Regulatory Challenges

Finally, regulatory challenges pose a significant hurdle for blockchain consensus algorithms. As blockchain technology becomes more widespread, governments and regulatory bodies are increasingly focusing on how to regulate its use. However, the decentralized nature of blockchain makes it difficult to apply traditional regulatory frameworks.

One of the main regulatory challenges is ensuring compliance with anti-money laundering (AML) and know-your-customer (KYC) regulations. Since blockchain transactions are pseudonymous, it can be challenging to identify the parties involved in a transaction, making it difficult to enforce AML and KYC regulations.

In addition, different countries have different regulatory approaches to blockchain technology, creating a fragmented regulatory environment. For example, while some countries like Malta and Switzerland have embraced blockchain and created favorable regulatory frameworks, others like China have taken a more restrictive approach, banning certain aspects of blockchain technology, such as cryptocurrency trading.
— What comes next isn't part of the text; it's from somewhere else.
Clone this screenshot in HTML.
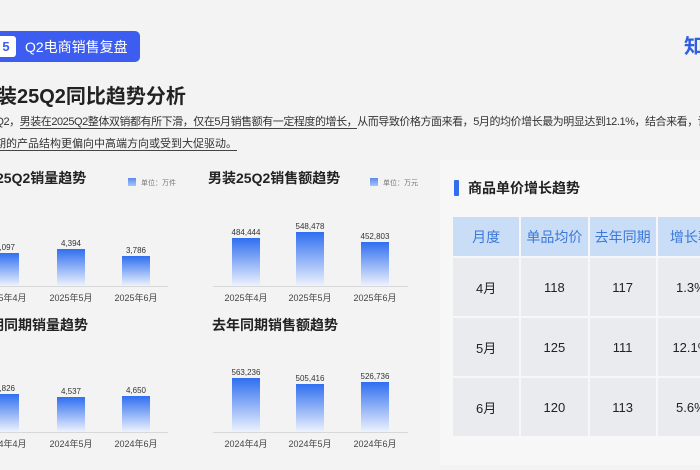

Navigating these regulatory challenges requires blockchain networks to strike a balance between maintaining decentralization and complying with regulatory requirements. This balance is difficult to achieve and represents an ongoing challenge for the development and adoption of blockchain consensus algorithms.

Conclusion

Blockchain consensus algorithms are the backbone of blockchain technology, enabling decentralized networks to operate securely and efficiently. However, these algorithms face several challenges, including scalability, energy consumption, security vulnerabilities, governance issues, interoperability, and regulatory hurdles. Addressing these challenges is crucial for the future growth and adoption of blockchain technology. While significant progress has been made, the journey toward achieving a perfect consensus algorithm is far from over. The ongoing efforts to overcome these challenges will shape the future of blockchain technology and determine its impact on various industries.